══ Records for the task

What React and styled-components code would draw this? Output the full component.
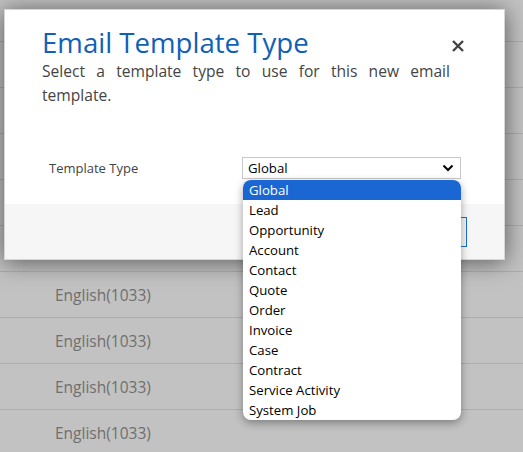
import React from 'react';
import styled, { createGlobalStyle } from 'styled-components';

const GlobalStyle = createGlobalStyle`
  html, body {
    margin: 0;
    padding: 0;
    width: 523px;
    height: 452px;
    overflow: hidden;
    background: #c2c2c2;
    font-family: 'Open Sans', 'Noto Sans', sans-serif;
  }
`;

const Page = styled.div`
  position: relative;
  width: 523px;
  height: 452px;
  overflow: hidden;
  background: #c2c2c2;
`;

const RowList = styled.div`
  display: flex;
  flex-direction: column;
  margin-top: -4px;
`;

const Row = styled.div`
  height: 46px;
  box-sizing: border-box;
  border-bottom: 1px solid #adadad;
  display: flex;
  align-items: center;
  padding-left: 55px;
  font-size: 15.5px;
  color: #6f6f6f;
`;

const Dialog = styled.div`
  position: absolute;
  left: 4px;
  top: 9px;
  width: 501px;
  height: 251px;
  box-sizing: border-box;
  background: #fff;
  border: 1px solid #d6d6d6;
  box-shadow: 0 2px 22px rgba(0, 0, 0, 0.55);
  display: flex;
  flex-direction: column;
`;

const Body = styled.div`
  flex: 1;
  padding: 16px 39px 0 37px;
  position: relative;
`;

const Header = styled.div`
  display: flex;
  justify-content: space-between;
  align-items: flex-start;
`;

const Title = styled.h1`
  margin: 0;
  font-weight: 400;
  font-size: 27.6px;
  line-height: 32px;
  color: #1160b7;
`;

const Close = styled.button`
  border: 0;
  background: none;
  padding: 0;
  margin: 13px 0 0 0;
  width: 14px;
  height: 14px;
  display: flex;
  cursor: pointer;
`;

const Subtitle = styled.p`
  margin: 1px 0 0;
  font-size: 15.6px;
  line-height: 24px;
  color: #444;
  text-align: justify;
  width: 408px;
`;

const Field = styled.div`
  display: flex;
  align-items: center;
  margin-top: 50px;
  padding-left: 7px;
`;

const Label = styled.label`
  flex-shrink: 0;
  width: 193px;
  font-size: 13px;
  color: #444;
`;

const SelectBox = styled.div`
  position: relative;
  flex-shrink: 0;
  width: 219px;
  height: 22px;
  box-sizing: border-box;
  border: 1px solid #c8c8c8;
  display: flex;
  align-items: center;
  justify-content: space-between;
  padding: 0 6px 0 5px;
  font-size: 13.2px;
  color: #000;
`;

const Footer = styled.div`
  height: 55px;
  background: #f6f6f6;
  display: flex;
  justify-content: flex-end;
  align-items: flex-start;
  padding: 13px 37px 0 0;
  box-sizing: border-box;
`;

const Button = styled.button`
  width: 86px;
  height: 30px;
  border: 1px solid #1a6fd0;
  background: #f4f4f4;
  font-family: inherit;
  font-size: 14px;
`;

const Menu = styled.ul`
  position: absolute;
  left: 0;
  top: 22px;
  width: 218px;
  margin: 0;
  padding: 0;
  list-style: none;
  background: #fff;
  border-radius: 8px;
  overflow: hidden;
  box-shadow: 0 3px 8px rgba(0, 0, 0, 0.35);
  z-index: 2;
`;

const Option = styled.li`
  height: 20px;
  line-height: 20px;
  padding-left: 6px;
  font-size: 13.2px;
  color: ${(p) => (p.$active ? '#fff' : '#000')};
  background: ${(p) => (p.$active ? '#1a67d4' : 'transparent')};
`;

const types = [
  'Global',
  'Lead',
  'Opportunity',
  'Account',
  'Contact',
  'Quote',
  'Order',
  'Invoice',
  'Case',
  'Contract',
  'Service Activity',
  'System Job',
];

const App = () => {
  const rows = Array.from({ length: 10 });
  return (
    <Page>
      <GlobalStyle />
      <RowList>
        {rows.map((_, i) => (
          <Row key={i}>English(1033)</Row>
        ))}
      </RowList>

      <Dialog>
        <Body>
          <Header>
            <Title>Email Template Type</Title>
            <Close aria-label="Close">
              <svg width="14" height="14" viewBox="0 0 14 14">
                <path d="M2 2 L12 12 M12 2 L2 12" stroke="#444" strokeWidth="2.4" />
              </svg>
            </Close>
          </Header>
          <Subtitle>Select a template type to use for this new email template.</Subtitle>
          <Field>
            <Label>Template Type</Label>
            <SelectBox>
              <span>Global</span>
              <svg width="12" height="8" viewBox="0 0 12 8">
                <path d="M1.5 1.5 L6 6 L10.5 1.5" fill="none" stroke="#000" strokeWidth="2" />
              </svg>
              <Menu>
                {types.map((t, i) => (
                  <Option key={t} $active={i === 0}>
                    {t}
                  </Option>
                ))}
              </Menu>
            </SelectBox>
          </Field>
        </Body>
        <Footer>
          <Button>OK</Button>
        </Footer>
      </Dialog>
    </Page>
  );
};

export default App;
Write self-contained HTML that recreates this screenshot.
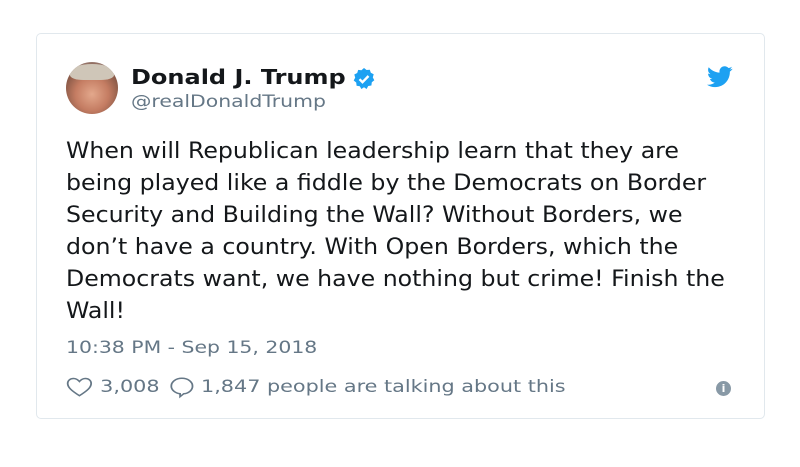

════

- **What is expected**: Pictures in the records should not appear in your copy, but everything else must be transcribed exactly.

- **Response to the exercise**:
What React and styled-components code would draw this? Output the full component.
import React from 'react';
import styled, { createGlobalStyle } from 'styled-components';

const GlobalStyle = createGlobalStyle`
  html, body {
    margin: 0;
    padding: 0;
    width: 523px;
    height: 452px;
    overflow: hidden;
    background: #c2c2c2;
    font-family: 'Open Sans', 'Noto Sans', sans-serif;
  }
`;

const Page = styled.div`
  position: relative;
  width: 523px;
  height: 452px;
  overflow: hidden;
  background: #c2c2c2;
`;

const RowList = styled.div`
  display: flex;
  flex-direction: column;
  margin-top: -4px;
`;

const Row = styled.div`
  height: 46px;
  box-sizing: border-box;
  border-bottom: 1px solid #adadad;
  display: flex;
  align-items: center;
  padding-left: 55px;
  font-size: 15.5px;
  color: #6f6f6f;
`;

const Dialog = styled.div`
  position: absolute;
  left: 4px;
  top: 9px;
  width: 501px;
  height: 251px;
  box-sizing: border-box;
  background: #fff;
  border: 1px solid #d6d6d6;
  box-shadow: 0 2px 22px rgba(0, 0, 0, 0.55);
  display: flex;
  flex-direction: column;
`;

const Body = styled.div`
  flex: 1;
  padding: 16px 39px 0 37px;
  position: relative;
`;

const Header = styled.div`
  display: flex;
  justify-content: space-between;
  align-items: flex-start;
`;

const Title = styled.h1`
  margin: 0;
  font-weight: 400;
  font-size: 27.6px;
  line-height: 32px;
  color: #1160b7;
`;

const Close = styled.button`
  border: 0;
  background: none;
  padding: 0;
  margin: 13px 0 0 0;
  width: 14px;
  height: 14px;
  display: flex;
  cursor: pointer;
`;

const Subtitle = styled.p`
  margin: 1px 0 0;
  font-size: 15.6px;
  line-height: 24px;
  color: #444;
  text-align: justify;
  width: 408px;
`;

const Field = styled.div`
  display: flex;
  align-items: center;
  margin-top: 50px;
  padding-left: 7px;
`;

const Label = styled.label`
  flex-shrink: 0;
  width: 193px;
  font-size: 13px;
  color: #444;
`;

const SelectBox = styled.div`
  position: relative;
  flex-shrink: 0;
  width: 219px;
  height: 22px;
  box-sizing: border-box;
  border: 1px solid #c8c8c8;
  display: flex;
  align-items: center;
  justify-content: space-between;
  padding: 0 6px 0 5px;
  font-size: 13.2px;
  color: #000;
`;

const Footer = styled.div`
  height: 55px;
  background: #f6f6f6;
  display: flex;
  justify-content: flex-end;
  align-items: flex-start;
  padding: 13px 37px 0 0;
  box-sizing: border-box;
`;

const Button = styled.button`
  width: 86px;
  height: 30px;
  border: 1px solid #1a6fd0;
  background: #f4f4f4;
  font-family: inherit;
  font-size: 14px;
`;

const Menu = styled.ul`
  position: absolute;
  left: 0;
  top: 22px;
  width: 218px;
  margin: 0;
  padding: 0;
  list-style: none;
  background: #fff;
  border-radius: 8px;
  overflow: hidden;
  box-shadow: 0 3px 8px rgba(0, 0, 0, 0.35);
  z-index: 2;
`;

const Option = styled.li`
  height: 20px;
  line-height: 20px;
  padding-left: 6px;
  font-size: 13.2px;
  color: ${(p) => (p.$active ? '#fff' : '#000')};
  background: ${(p) => (p.$active ? '#1a67d4' : 'transparent')};
`;

const types = [
  'Global',
  'Lead',
  'Opportunity',
  'Account',
  'Contact',
  'Quote',
  'Order',
  'Invoice',
  'Case',
  'Contract',
  'Service Activity',
  'System Job',
];

const App = () => {
  const rows = Array.from({ length: 10 });
  return (
    <Page>
      <GlobalStyle />
      <RowList>
        {rows.map((_, i) => (
          <Row key={i}>English(1033)</Row>
        ))}
      </RowList>

      <Dialog>
        <Body>
          <Header>
            <Title>Email Template Type</Title>
            <Close aria-label="Close">
              <svg width="14" height="14" viewBox="0 0 14 14">
                <path d="M2 2 L12 12 M12 2 L2 12" stroke="#444" strokeWidth="2.4" />
              </svg>
            </Close>
          </Header>
          <Subtitle>Select a template type to use for this new email template.</Subtitle>
          <Field>
            <Label>Template Type</Label>
            <SelectBox>
              <span>Global</span>
              <svg width="12" height="8" viewBox="0 0 12 8">
                <path d="M1.5 1.5 L6 6 L10.5 1.5" fill="none" stroke="#000" strokeWidth="2" />
              </svg>
              <Menu>
                {types.map((t, i) => (
                  <Option key={t} $active={i === 0}>
                    {t}
                  </Option>
                ))}
              </Menu>
            </SelectBox>
          </Field>
        </Body>
        <Footer>
          <Button>OK</Button>
        </Footer>
      </Dialog>
    </Page>
  );
};

export default App;
Write self-contained HTML that recreates this screenshot.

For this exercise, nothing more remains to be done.